2006 Philadelphia Annual Meeting (22–25 October 2006)

Paper No. 4
Presentation Time: 2:25 PM

GROUNDWATER TRAVEL TIMES DETERMINED WITH GEOCHEMICAL AND PHYSICAL TECHNIQUES NEAR ARTIFICIAL RECHARGE PONDS


CLARK, Jordan F. and MCDERMOTT, Jeni A., Earth Science, UCSB, Santa Barbara, CA 93106, jfclark@geol.ucsb.edu

Subsurface residence time of groundwater is an important criterion for understanding and monitoring water quality and in situ biogeochemical reactions. In California, travel time is also used to regulate sites that artificially recharge reclaimed wastewater. Hydrologic calculations, transient tracers, and deliberate tracer experiments are established methods of determining groundwater travel times. A two-year long deliberate tracer experiment using sulfur hexafluoride was conducted at the Montebello Forebay (LA County, CA) artificial recharge site to determine travel time to wells within 150 m of spreading ponds. The tracer was detected at seven monitoring wells, all screened within 50 m of the ground surface and at nine of the eighteen production wells. Travel time was best correlated with screen depth. At four of the nine wells with sulfur hexafluoride detections, hydrologic travel times were less than 0.3 years (16 weeks) and are in basic agreement with the sulfur hexafluoride results.
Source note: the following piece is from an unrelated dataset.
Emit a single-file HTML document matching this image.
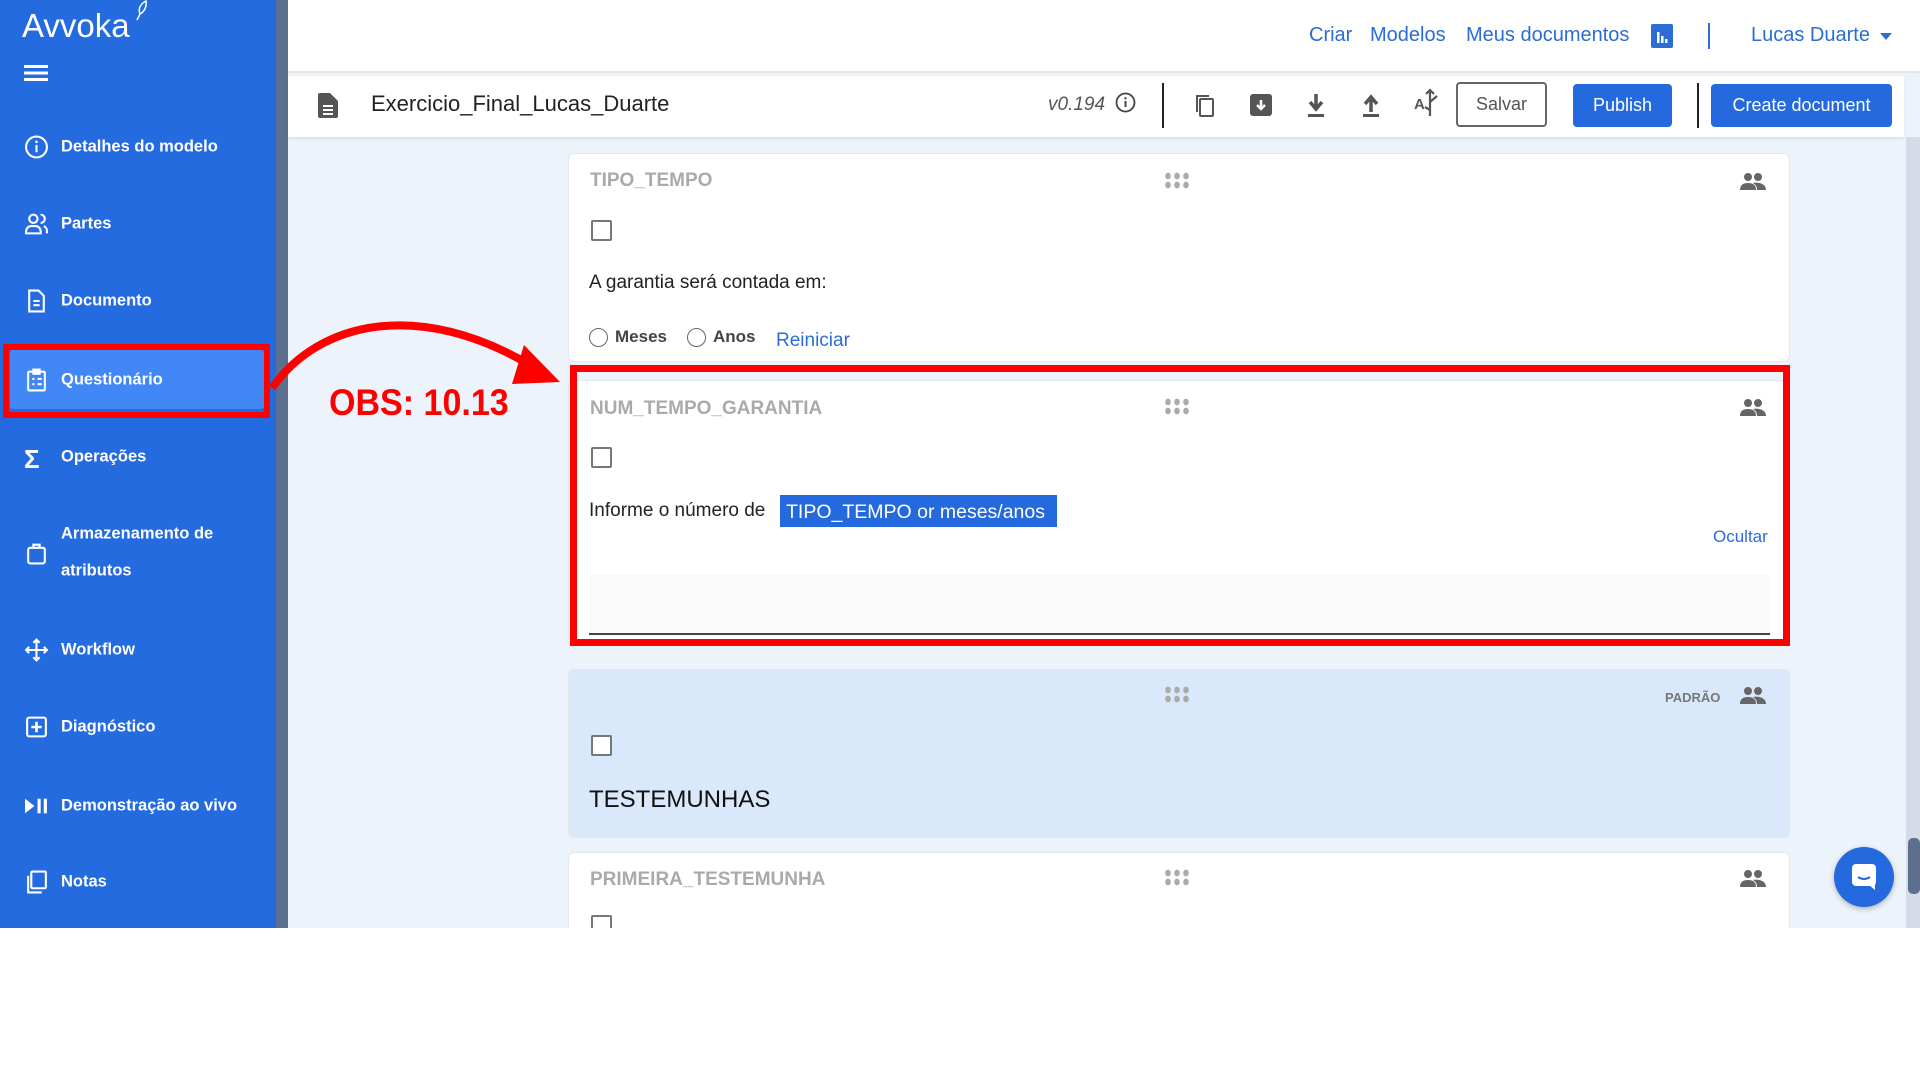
<!DOCTYPE html>
<html><head><meta charset="utf-8"><style>
*{box-sizing:border-box;margin:0;padding:0}
body{width:1920px;height:1080px;background:#fff;font-family:"Liberation Sans",sans-serif;position:relative;overflow:hidden}
.abs{position:absolute}
#side{left:0;top:0;width:276px;height:928px;background:#256be0}
#sb{left:276px;top:0;width:12px;height:928px;background:#5d6f8e}
#main{left:288px;top:0;width:1632px;height:928px;background:#edf3fb}
#hdr{left:288px;top:0;width:1632px;height:73px;background:#fff;border-bottom:2px solid #e6e6e6}
#tb{left:288px;top:76px;width:1616px;height:61px;background:#fff;box-shadow:0 2px 3px rgba(0,0,0,.08)}
.nav{color:#2c6cd6;font-size:20px;top:24px}
.mi{left:61px;color:#fff;font-size:16.5px;font-weight:bold;transform:translateY(-50%)}
.ic{left:24px;width:25px;height:25px;transform:translateY(-50%)}
.card{left:568px;width:1222px;background:#fff;border-radius:6px;border:1px solid #e3e8ef}
.lab{color:#aaa;font-size:19px;font-weight:bold}
.cb{width:21px;height:21px;border:2px solid #777;border-radius:2px;background:#fff}
.txt{font-size:19px;color:#222}
.btn{border-radius:4px;font-size:18px;display:flex;align-items:center;justify-content:center}
</style></head><body>
<div id="side" class="abs"></div>
<div id="sb" class="abs"></div>
<div id="main" class="abs"></div>
<div id="hdr" class="abs"></div>
<div id="tb" class="abs"></div>

<div class="abs" style="left:22px;top:7px;color:#fff;font-size:33px">Avvoka</div>
<svg class="abs" style="left:134px;top:0" width="16" height="22" fill="none" stroke="#fff" stroke-width="1.5"><path d="M12 1c-6 3-8 8-6 13 4-2 7-7 6-13zM6 14l-3 6"/></svg>
<svg class="abs" style="left:24px;top:64px" width="24" height="18"><rect y="1" width="24" height="3" fill="#fff"/><rect y="7.5" width="24" height="3" fill="#fff"/><rect y="14" width="24" height="3" fill="#fff"/></svg>

<div class="abs" style="left:10px;top:350px;width:254px;height:59px;background:#4188f6;border-radius:3px"></div>
<div class="abs" style="left:3px;top:344px;width:267px;height:74px;border:6px solid #ff0000"></div>

<svg class="abs ic" style="top:147px" viewBox="0 0 24 24"><circle cx="12" cy="12" r="10" fill="none" stroke="#fff" stroke-width="2"/><rect x="11" y="10" width="2" height="7" fill="#fff"/><circle cx="12" cy="7" r="1.3" fill="#fff"/></svg>
<div class="abs mi" style="top:147px">Detalhes do modelo</div>
<svg class="abs ic" style="top:224px" viewBox="0 0 24 24" fill="none" stroke="#fff" stroke-width="2"><circle cx="9" cy="7" r="4"/><path d="M2 21v-2a5 5 0 0 1 5-5h4a5 5 0 0 1 5 5v2z"/><path d="M16 3a4 4 0 0 1 0 8M19 14a5 5 0 0 1 3 5v2"/></svg>
<div class="abs mi" style="top:224px">Partes</div>
<svg class="abs ic" style="top:301px" viewBox="0 0 24 24" fill="none" stroke="#fff" stroke-width="2"><path d="M5 2h9l5 5v15H5z"/><path d="M9 12h6M9 16h6"/></svg>
<div class="abs mi" style="top:301px">Documento</div>
<svg class="abs ic" style="top:380px" viewBox="0 0 24 24" fill="none" stroke="#fff" stroke-width="2"><rect x="4" y="4" width="16" height="18" rx="1"/><rect x="9" y="2" width="6" height="4" fill="#fff"/><path d="M8 11h2M13 11h4M8 16h2M13 16h4"/></svg>
<div class="abs mi" style="top:380px">Questionário</div>
<div class="abs" style="left:24px;top:444px;color:#fff;font-size:26px;font-weight:bold">Σ</div>
<div class="abs mi" style="top:457px">Operações</div>
<svg class="abs ic" style="top:553px" viewBox="0 0 24 24" fill="none" stroke="#fff" stroke-width="2"><rect x="4" y="7" width="16" height="15" rx="2"/><path d="M9 7V4h6v3"/></svg>
<div class="abs mi" style="top:534px">Armazenamento de</div>
<div class="abs mi" style="top:571px">atributos</div>
<svg class="abs ic" style="top:650px" viewBox="0 0 24 24" fill="none" stroke="#fff" stroke-width="2"><path d="M12 2v20M2 12h20M9 5l3-3 3 3M9 19l3 3 3-3M5 9l-3 3 3 3M19 9l3 3-3 3"/></svg>
<div class="abs mi" style="top:650px">Workflow</div>
<svg class="abs ic" style="top:727px" viewBox="0 0 24 24"><rect x="3" y="3" width="18" height="18" rx="2" fill="none" stroke="#fff" stroke-width="2"/><path d="M12 7v10M7 12h10" stroke="#fff" stroke-width="2.5"/></svg>
<div class="abs mi" style="top:727px">Diagnóstico</div>
<svg class="abs ic" style="top:806px" viewBox="0 0 24 24" fill="#fff"><path d="M1 5l9 7-9 7z"/><rect x="13" y="5" width="3" height="14"/><rect x="19" y="5" width="3" height="14"/></svg>
<div class="abs mi" style="top:806px">Demonstração ao vivo</div>
<svg class="abs ic" style="top:882px" viewBox="0 0 24 24" fill="none" stroke="#fff" stroke-width="2"><rect x="7" y="2" width="14" height="16" rx="1"/><path d="M4 6v16h13"/></svg>
<div class="abs mi" style="top:882px">Notas</div>

<div class="abs nav" style="left:1309px">Criar</div>
<div class="abs nav" style="left:1370px">Modelos</div>
<div class="abs nav" style="left:1466px">Meus documentos</div>
<svg class="abs" style="left:1651px;top:24px" width="22" height="24"><rect width="22" height="24" rx="2" fill="#2c6cd6"/><rect x="6" y="8" width="2.5" height="11" fill="#fff"/><rect x="10" y="12" width="2.5" height="7" fill="#fff"/><rect x="14" y="15" width="2.5" height="4" fill="#fff"/></svg>
<div class="abs" style="left:1708px;top:23px;width:2px;height:26px;background:#2c6cd6"></div>
<div class="abs nav" style="left:1751px">Lucas Duarte</div>
<div class="abs" style="left:1880px;top:33px;width:0;height:0;border-left:6px solid transparent;border-right:6px solid transparent;border-top:7px solid #2c6cd6"></div>

<svg class="abs" style="left:318px;top:93px" width="20" height="25" viewBox="0 0 20 25"><path d="M0 2a2 2 0 0 1 2-2h10l8 8v15a2 2 0 0 1-2 2H2a2 2 0 0 1-2-2z" fill="#555"/><path d="M5 13h10M5 17h10M5 21h10" stroke="#fff" stroke-width="2"/></svg>
<div class="abs" style="left:371px;top:91px;font-size:22px;color:#222">Exercicio_Final_Lucas_Duarte</div>
<div class="abs" style="left:1048px;top:94px;font-size:19px;color:#555;font-style:italic">v0.194</div>
<svg class="abs" style="left:1115px;top:92px" width="21" height="21"><circle cx="10.5" cy="10.5" r="9" fill="none" stroke="#444" stroke-width="1.8"/><rect x="9.5" y="9" width="2" height="6" fill="#444"/><circle cx="10.5" cy="6.3" r="1.2" fill="#444"/></svg>
<div class="abs" style="left:1162px;top:83px;width:2px;height:45px;background:#222"></div>
<svg class="abs" style="left:1194px;top:93px" width="22" height="25" fill="none" stroke="#555" stroke-width="2"><rect x="6" y="6" width="13" height="17" rx="1"/><path d="M3 19V3h12"/></svg>
<svg class="abs" style="left:1249px;top:93px" width="24" height="24"><rect x="1" y="1" width="22" height="22" rx="3" fill="#555"/><path d="M12 7v9M8 12l4 4 4-4" stroke="#fff" stroke-width="2.5" fill="none"/></svg>
<svg class="abs" style="left:1305px;top:92px" width="22" height="26"><path d="M11 2v14M5 10l6 7 6-7" stroke="#555" stroke-width="3.5" fill="none"/><rect x="3" y="22" width="16" height="3" fill="#555"/></svg>
<svg class="abs" style="left:1360px;top:92px" width="22" height="26"><path d="M11 20V6M5 12l6-7 6 7" stroke="#555" stroke-width="3.5" fill="none"/><rect x="3" y="22" width="16" height="3" fill="#555"/></svg>
<div class="abs" style="left:1414px;top:96px;font-size:15px;font-weight:bold;color:#555">A</div>
<svg class="abs" style="left:1420px;top:88px" width="20" height="30" fill="none" stroke="#555" stroke-width="2.2"><path d="M10 2v26M6 6l4-4 4 4M10 14l7-6M10 22l-5-3"/></svg>
<div class="abs btn" style="left:1456px;top:82px;width:91px;height:45px;border:2px solid #666;color:#555">Salvar</div>
<div class="abs btn" style="left:1573px;top:84px;width:99px;height:43px;background:#2469de;color:#fff">Publish</div>
<div class="abs" style="left:1697px;top:83px;width:2px;height:45px;background:#222"></div>
<div class="abs btn" style="left:1711px;top:84px;width:181px;height:43px;background:#2469de;color:#fff">Create document</div>

<div class="abs" style="left:1906px;top:137px;width:14px;height:791px;background:#d5dce8"></div>
<div class="abs" style="left:1908px;top:838px;width:12px;height:56px;background:#5d6f8e;border-radius:5px"></div>

<div class="abs card" style="top:153px;height:209px"></div>
<div class="abs lab" style="left:590px;top:170px">TIPO_TEMPO</div>
<div class="abs cb" style="left:591px;top:220px"></div>
<div class="abs txt" style="left:589px;top:272px">A garantia será contada em:</div>
<div class="abs" style="left:589px;top:328px;width:19px;height:19px;border:1.5px solid #666;border-radius:50%"></div>
<div class="abs" style="left:615px;top:327px;font-size:17px;font-weight:bold;color:#444">Meses</div>
<div class="abs" style="left:687px;top:328px;width:19px;height:19px;border:1.5px solid #666;border-radius:50%"></div>
<div class="abs" style="left:713px;top:327px;font-size:17px;font-weight:bold;color:#444">Anos</div>
<div class="abs" style="left:776px;top:330px;font-size:19px;color:#2c6cd6">Reiniciar</div>

<div class="abs card" style="top:380px;height:263px"></div>
<div class="abs lab" style="left:590px;top:398px">NUM_TEMPO_GARANTIA</div>
<div class="abs cb" style="left:591px;top:447px"></div>
<div class="abs txt" style="left:589px;top:500px">Informe o número de</div>
<div class="abs" style="left:780px;top:495px;width:277px;height:32px;background:#2469de;color:#fff;font-size:19.5px;padding:6px 0 0 6px">TIPO_TEMPO or meses/anos</div>
<div class="abs" style="left:1713px;top:527px;font-size:17px;color:#2c6cd6">Ocultar</div>
<div class="abs" style="left:589px;top:575px;width:1181px;height:60px;background:#fafafa;border-bottom:2px solid #444"></div>
<div class="abs" style="left:570px;top:365px;width:1220px;height:281px;border:7px solid #ff0000"></div>

<div class="abs card" style="top:669px;height:169px;background:#dae8fc"></div>
<div class="abs" style="left:1665px;top:690px;font-size:13px;font-weight:bold;color:#777">PADRÃO</div>
<div class="abs cb" style="left:591px;top:735px"></div>
<div class="abs" style="left:589px;top:786px;font-size:24px;color:#111">TESTEMUNHAS</div>

<div class="abs card" style="top:852px;height:100px"></div>
<div class="abs lab" style="left:590px;top:869px">PRIMEIRA_TESTEMUNHA</div>
<div class="abs cb" style="left:591px;top:915px"></div>

<svg width="0" height="0" style="position:absolute"><defs>
<g id="grip" fill="#aaa"><ellipse cx="3" cy="4" rx="2.8" ry="3.4"/><ellipse cx="12" cy="4" rx="2.8" ry="3.4"/><ellipse cx="21" cy="4" rx="2.8" ry="3.4"/><ellipse cx="3" cy="13" rx="2.8" ry="3.4"/><ellipse cx="12" cy="13" rx="2.8" ry="3.4"/><ellipse cx="21" cy="13" rx="2.8" ry="3.4"/></g>
<g id="ppl" fill="#666"><circle cx="8" cy="5" r="4"/><circle cx="18" cy="5" r="4"/><path d="M0 18c0-5 3-7 8-7s8 2 8 7z"/><path d="M13 11c4-1 13 0 13 7h-9c0-3-1-5-4-7z"/></g>
</defs></svg>
<svg class="abs" style="left:1165px;top:172px" width="25" height="18"><use href="#grip"/></svg>
<svg class="abs" style="left:1740px;top:172px" width="27" height="19"><use href="#ppl"/></svg>
<svg class="abs" style="left:1165px;top:398px" width="25" height="18"><use href="#grip"/></svg>
<svg class="abs" style="left:1740px;top:398px" width="27" height="19"><use href="#ppl"/></svg>
<svg class="abs" style="left:1165px;top:686px" width="25" height="18"><use href="#grip"/></svg>
<svg class="abs" style="left:1740px;top:686px" width="27" height="19"><use href="#ppl"/></svg>
<svg class="abs" style="left:1165px;top:869px" width="25" height="18"><use href="#grip"/></svg>
<svg class="abs" style="left:1740px;top:869px" width="27" height="19"><use href="#ppl"/></svg>

<div class="abs" style="left:1834px;top:847px;width:60px;height:60px;border-radius:50%;background:#2469de;box-shadow:0 2px 6px rgba(0,0,0,.25)"></div>
<svg class="abs" style="left:1851px;top:863px" width="26" height="28"><rect x="1" y="1" width="24" height="22" rx="4" fill="#fff"/><path d="M18 22l6 5v-6z" fill="#fff"/><path d="M7 14q6 4 12 0" stroke="#2469de" stroke-width="2" fill="none"/></svg>

<svg class="abs" style="left:0;top:0" width="700" height="500"><path d="M272 388 C320 320 420 300 530 365" stroke="#ff0000" stroke-width="8" fill="none"/><path d="M524 345 L560 382 L512 384 Z" fill="#ff0000"/></svg>
<div class="abs" style="left:329px;top:382px;font-size:37px;font-weight:bold;color:#ff0000;transform:scaleX(0.92);transform-origin:left">OBS: 10.13</div>

<div class="abs" style="left:0;top:928px;width:1920px;height:152px;background:#fff"></div>
</body></html>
However, at the other five wells, the hydrologic travel times were estimated to be more than 4 years, significantly longer than indicated by the tracer data. Transport through low permeability layers due to gaps or leakage must be occurring. At all wells where sulfur hexafluoride was not detected, the hydrologic travel times were greater than 3 years. At the production wells, tritium/He-3 apparent ages were greater than 7 years, indicative of mixing between young (<2 yr) and old (> 10 yr) ground water caused by the long well screens.